Stated goal » Transcribe the lines below verbatim, skipping the images.
[Begin]
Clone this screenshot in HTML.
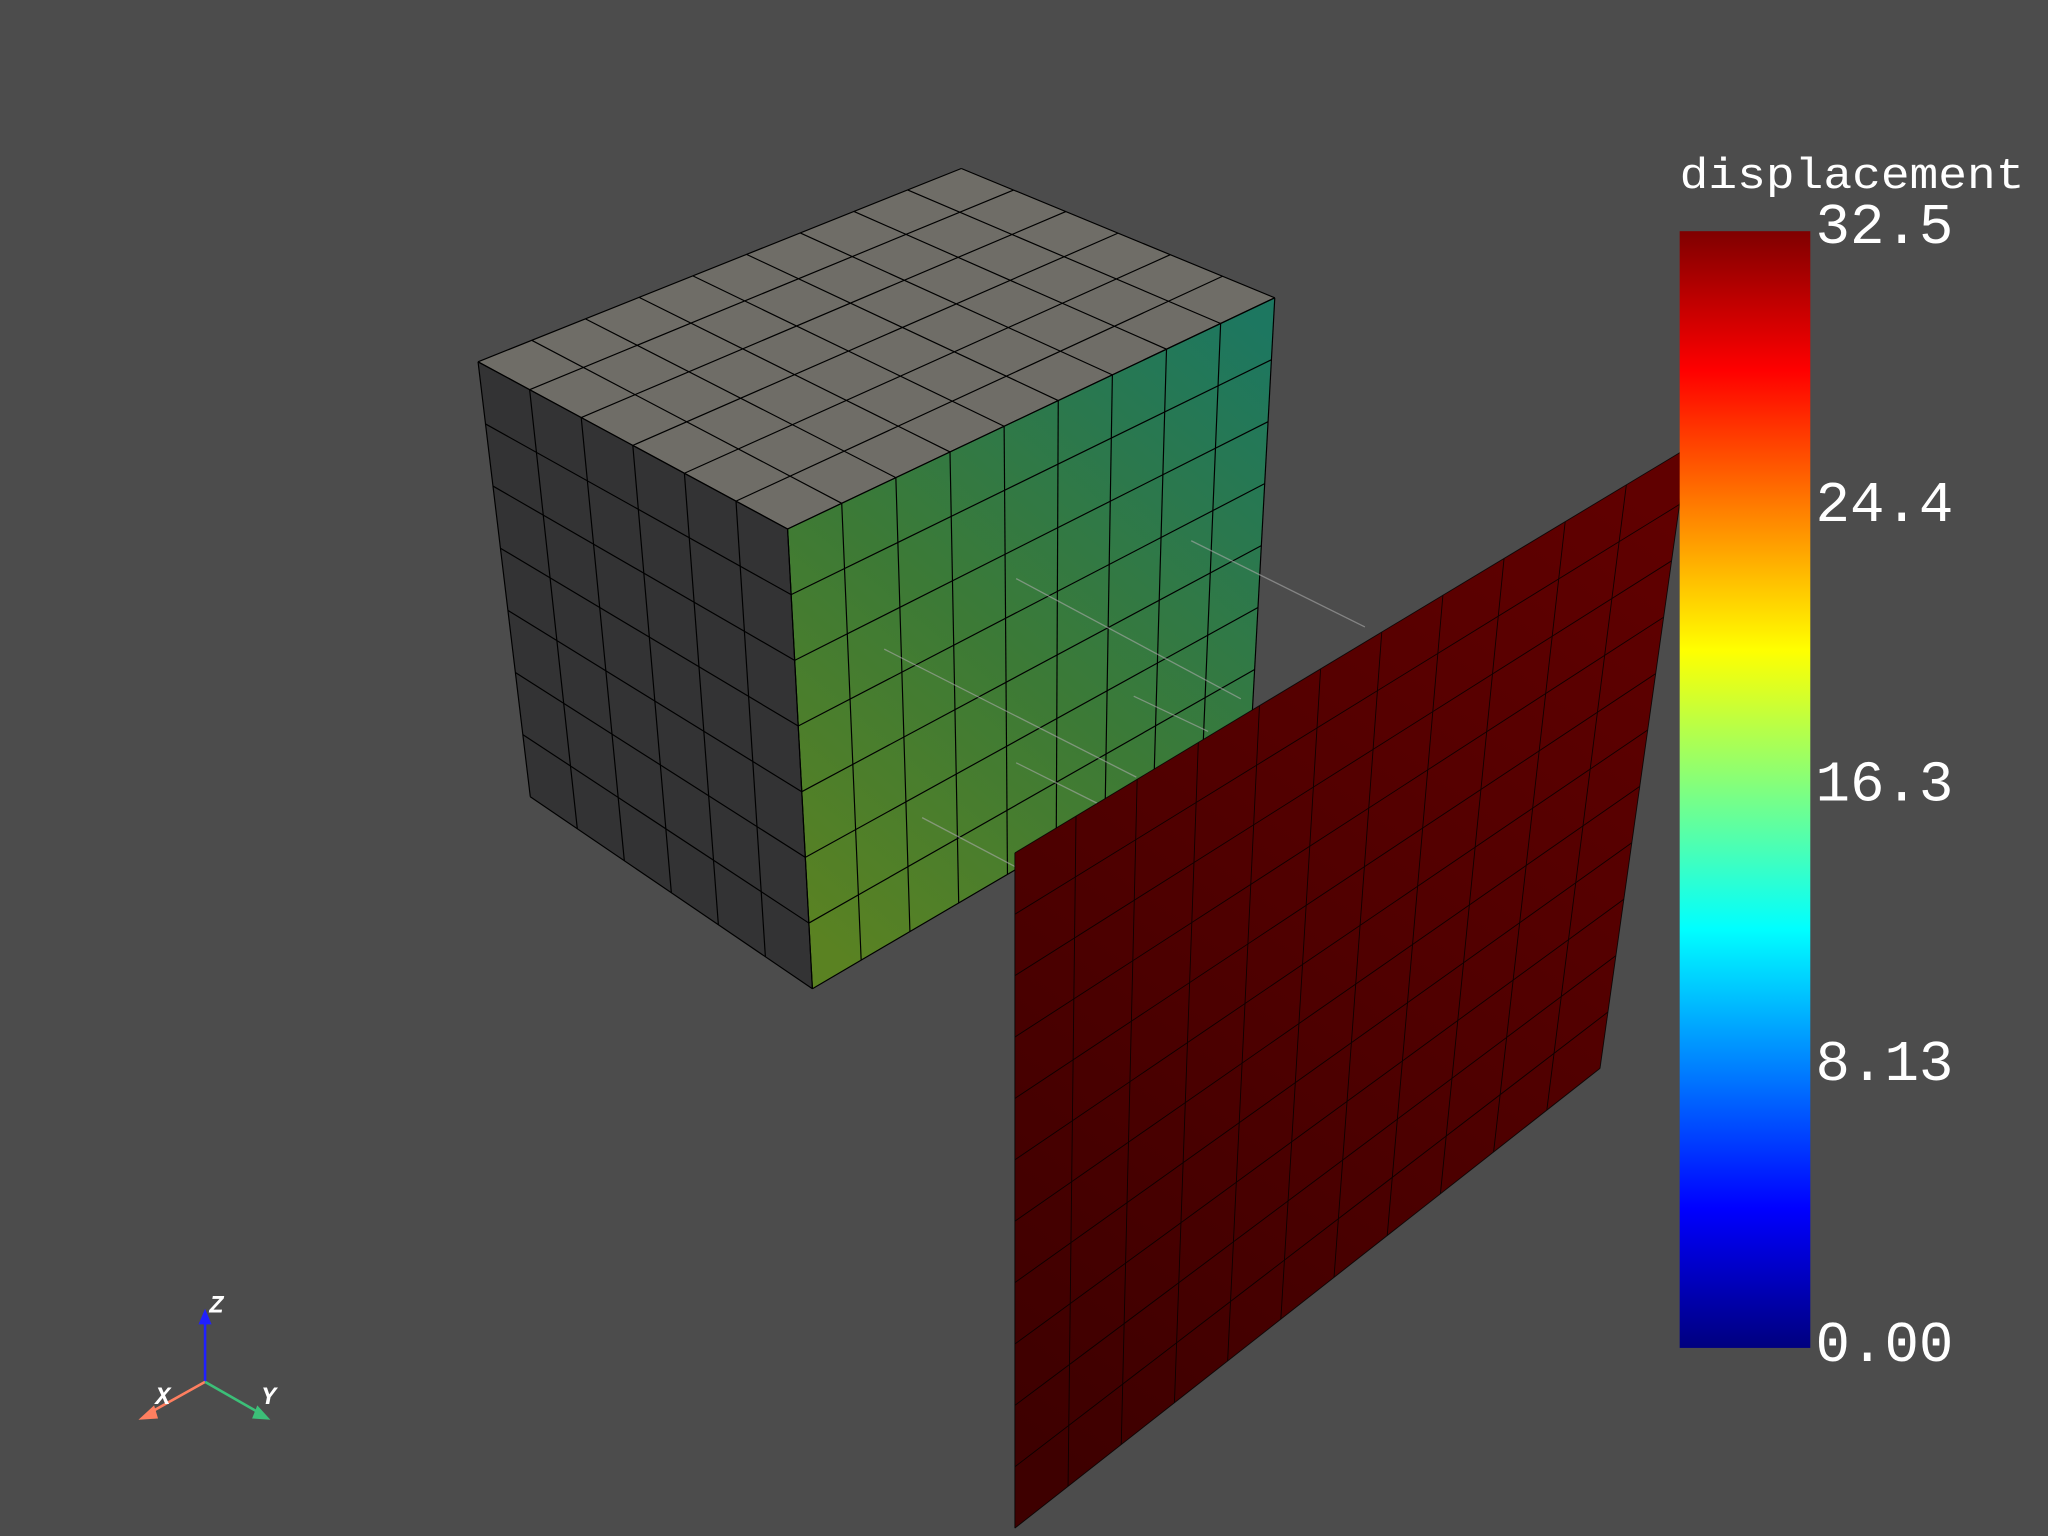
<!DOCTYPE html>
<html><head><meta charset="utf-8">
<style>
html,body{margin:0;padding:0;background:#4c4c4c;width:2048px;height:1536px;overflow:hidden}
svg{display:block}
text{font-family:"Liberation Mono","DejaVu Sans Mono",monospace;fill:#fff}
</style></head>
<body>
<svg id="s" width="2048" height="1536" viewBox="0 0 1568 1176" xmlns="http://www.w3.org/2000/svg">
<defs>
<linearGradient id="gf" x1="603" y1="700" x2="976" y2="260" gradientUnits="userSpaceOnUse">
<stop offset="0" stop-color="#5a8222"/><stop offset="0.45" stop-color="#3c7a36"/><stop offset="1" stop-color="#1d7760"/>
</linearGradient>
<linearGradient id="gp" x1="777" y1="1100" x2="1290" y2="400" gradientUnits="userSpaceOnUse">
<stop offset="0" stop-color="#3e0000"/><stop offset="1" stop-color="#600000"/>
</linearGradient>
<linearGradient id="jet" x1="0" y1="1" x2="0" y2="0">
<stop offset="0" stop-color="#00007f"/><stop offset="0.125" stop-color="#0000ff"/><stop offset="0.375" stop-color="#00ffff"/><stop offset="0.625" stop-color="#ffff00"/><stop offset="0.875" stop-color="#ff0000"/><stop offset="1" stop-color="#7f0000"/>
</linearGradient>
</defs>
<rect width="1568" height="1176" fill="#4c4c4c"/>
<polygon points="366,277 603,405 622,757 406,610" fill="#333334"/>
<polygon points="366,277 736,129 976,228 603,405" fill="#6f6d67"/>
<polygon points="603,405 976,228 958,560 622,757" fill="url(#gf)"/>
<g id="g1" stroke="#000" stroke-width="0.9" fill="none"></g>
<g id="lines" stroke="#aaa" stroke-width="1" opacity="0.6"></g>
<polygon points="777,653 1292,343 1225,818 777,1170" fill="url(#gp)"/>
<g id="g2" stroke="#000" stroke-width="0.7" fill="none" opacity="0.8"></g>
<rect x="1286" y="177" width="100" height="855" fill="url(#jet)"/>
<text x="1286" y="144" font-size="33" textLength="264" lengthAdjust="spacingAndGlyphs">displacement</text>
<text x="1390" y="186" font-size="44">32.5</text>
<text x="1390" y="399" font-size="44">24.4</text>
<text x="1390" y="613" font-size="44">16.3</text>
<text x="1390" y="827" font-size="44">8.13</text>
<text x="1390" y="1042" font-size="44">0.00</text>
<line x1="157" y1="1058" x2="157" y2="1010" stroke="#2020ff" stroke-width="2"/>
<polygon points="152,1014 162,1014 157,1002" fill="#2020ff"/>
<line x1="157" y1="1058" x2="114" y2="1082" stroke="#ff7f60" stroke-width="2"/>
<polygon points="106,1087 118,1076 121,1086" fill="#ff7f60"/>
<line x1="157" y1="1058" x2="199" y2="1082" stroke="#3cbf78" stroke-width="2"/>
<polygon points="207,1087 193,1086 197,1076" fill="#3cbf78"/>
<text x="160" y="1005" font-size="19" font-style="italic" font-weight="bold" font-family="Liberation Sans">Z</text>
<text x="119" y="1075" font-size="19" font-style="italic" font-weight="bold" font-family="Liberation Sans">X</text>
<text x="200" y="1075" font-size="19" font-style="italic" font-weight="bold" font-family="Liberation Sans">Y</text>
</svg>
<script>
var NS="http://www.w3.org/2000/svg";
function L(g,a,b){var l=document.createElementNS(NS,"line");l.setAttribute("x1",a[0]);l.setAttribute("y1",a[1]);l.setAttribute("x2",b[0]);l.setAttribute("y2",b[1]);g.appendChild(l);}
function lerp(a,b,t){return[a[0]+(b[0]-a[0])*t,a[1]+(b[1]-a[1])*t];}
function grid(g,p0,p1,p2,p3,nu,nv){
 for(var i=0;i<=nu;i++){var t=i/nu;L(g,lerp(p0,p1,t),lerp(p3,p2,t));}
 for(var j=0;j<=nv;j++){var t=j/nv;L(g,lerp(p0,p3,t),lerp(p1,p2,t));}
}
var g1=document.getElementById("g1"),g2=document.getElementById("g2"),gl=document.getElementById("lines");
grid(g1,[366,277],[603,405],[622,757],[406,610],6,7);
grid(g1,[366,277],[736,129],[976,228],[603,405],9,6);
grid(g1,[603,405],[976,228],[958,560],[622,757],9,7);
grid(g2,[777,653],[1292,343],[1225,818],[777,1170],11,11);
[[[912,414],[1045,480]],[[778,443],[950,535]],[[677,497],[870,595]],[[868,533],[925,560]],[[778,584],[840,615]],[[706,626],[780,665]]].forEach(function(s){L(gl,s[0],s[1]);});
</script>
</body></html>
[End]
Finished task »
Clone this screenshot in HTML.
<!DOCTYPE html>
<html><head><meta charset="utf-8">
<style>
html,body{margin:0;padding:0;background:#4c4c4c;width:2048px;height:1536px;overflow:hidden}
svg{display:block}
text{font-family:"Liberation Mono","DejaVu Sans Mono",monospace;fill:#fff}
</style></head>
<body>
<svg id="s" width="2048" height="1536" viewBox="0 0 1568 1176" xmlns="http://www.w3.org/2000/svg">
<defs>
<linearGradient id="gf" x1="603" y1="700" x2="976" y2="260" gradientUnits="userSpaceOnUse">
<stop offset="0" stop-color="#5a8222"/><stop offset="0.45" stop-color="#3c7a36"/><stop offset="1" stop-color="#1d7760"/>
</linearGradient>
<linearGradient id="gp" x1="777" y1="1100" x2="1290" y2="400" gradientUnits="userSpaceOnUse">
<stop offset="0" stop-color="#3e0000"/><stop offset="1" stop-color="#600000"/>
</linearGradient>
<linearGradient id="jet" x1="0" y1="1" x2="0" y2="0">
<stop offset="0" stop-color="#00007f"/><stop offset="0.125" stop-color="#0000ff"/><stop offset="0.375" stop-color="#00ffff"/><stop offset="0.625" stop-color="#ffff00"/><stop offset="0.875" stop-color="#ff0000"/><stop offset="1" stop-color="#7f0000"/>
</linearGradient>
</defs>
<rect width="1568" height="1176" fill="#4c4c4c"/>
<polygon points="366,277 603,405 622,757 406,610" fill="#333334"/>
<polygon points="366,277 736,129 976,228 603,405" fill="#6f6d67"/>
<polygon points="603,405 976,228 958,560 622,757" fill="url(#gf)"/>
<g id="g1" stroke="#000" stroke-width="0.9" fill="none"></g>
<g id="lines" stroke="#aaa" stroke-width="1" opacity="0.6"></g>
<polygon points="777,653 1292,343 1225,818 777,1170" fill="url(#gp)"/>
<g id="g2" stroke="#000" stroke-width="0.7" fill="none" opacity="0.8"></g>
<rect x="1286" y="177" width="100" height="855" fill="url(#jet)"/>
<text x="1286" y="144" font-size="33" textLength="264" lengthAdjust="spacingAndGlyphs">displacement</text>
<text x="1390" y="186" font-size="44">32.5</text>
<text x="1390" y="399" font-size="44">24.4</text>
<text x="1390" y="613" font-size="44">16.3</text>
<text x="1390" y="827" font-size="44">8.13</text>
<text x="1390" y="1042" font-size="44">0.00</text>
<line x1="157" y1="1058" x2="157" y2="1010" stroke="#2020ff" stroke-width="2"/>
<polygon points="152,1014 162,1014 157,1002" fill="#2020ff"/>
<line x1="157" y1="1058" x2="114" y2="1082" stroke="#ff7f60" stroke-width="2"/>
<polygon points="106,1087 118,1076 121,1086" fill="#ff7f60"/>
<line x1="157" y1="1058" x2="199" y2="1082" stroke="#3cbf78" stroke-width="2"/>
<polygon points="207,1087 193,1086 197,1076" fill="#3cbf78"/>
<text x="160" y="1005" font-size="19" font-style="italic" font-weight="bold" font-family="Liberation Sans">Z</text>
<text x="119" y="1075" font-size="19" font-style="italic" font-weight="bold" font-family="Liberation Sans">X</text>
<text x="200" y="1075" font-size="19" font-style="italic" font-weight="bold" font-family="Liberation Sans">Y</text>
</svg>
<script>
var NS="http://www.w3.org/2000/svg";
function L(g,a,b){var l=document.createElementNS(NS,"line");l.setAttribute("x1",a[0]);l.setAttribute("y1",a[1]);l.setAttribute("x2",b[0]);l.setAttribute("y2",b[1]);g.appendChild(l);}
function lerp(a,b,t){return[a[0]+(b[0]-a[0])*t,a[1]+(b[1]-a[1])*t];}
function grid(g,p0,p1,p2,p3,nu,nv){
 for(var i=0;i<=nu;i++){var t=i/nu;L(g,lerp(p0,p1,t),lerp(p3,p2,t));}
 for(var j=0;j<=nv;j++){var t=j/nv;L(g,lerp(p0,p3,t),lerp(p1,p2,t));}
}
var g1=document.getElementById("g1"),g2=document.getElementById("g2"),gl=document.getElementById("lines");
grid(g1,[366,277],[603,405],[622,757],[406,610],6,7);
grid(g1,[366,277],[736,129],[976,228],[603,405],9,6);
grid(g1,[603,405],[976,228],[958,560],[622,757],9,7);
grid(g2,[777,653],[1292,343],[1225,818],[777,1170],11,11);
[[[912,414],[1045,480]],[[778,443],[950,535]],[[677,497],[870,595]],[[868,533],[925,560]],[[778,584],[840,615]],[[706,626],[780,665]]].forEach(function(s){L(gl,s[0],s[1]);});
</script>
</body></html>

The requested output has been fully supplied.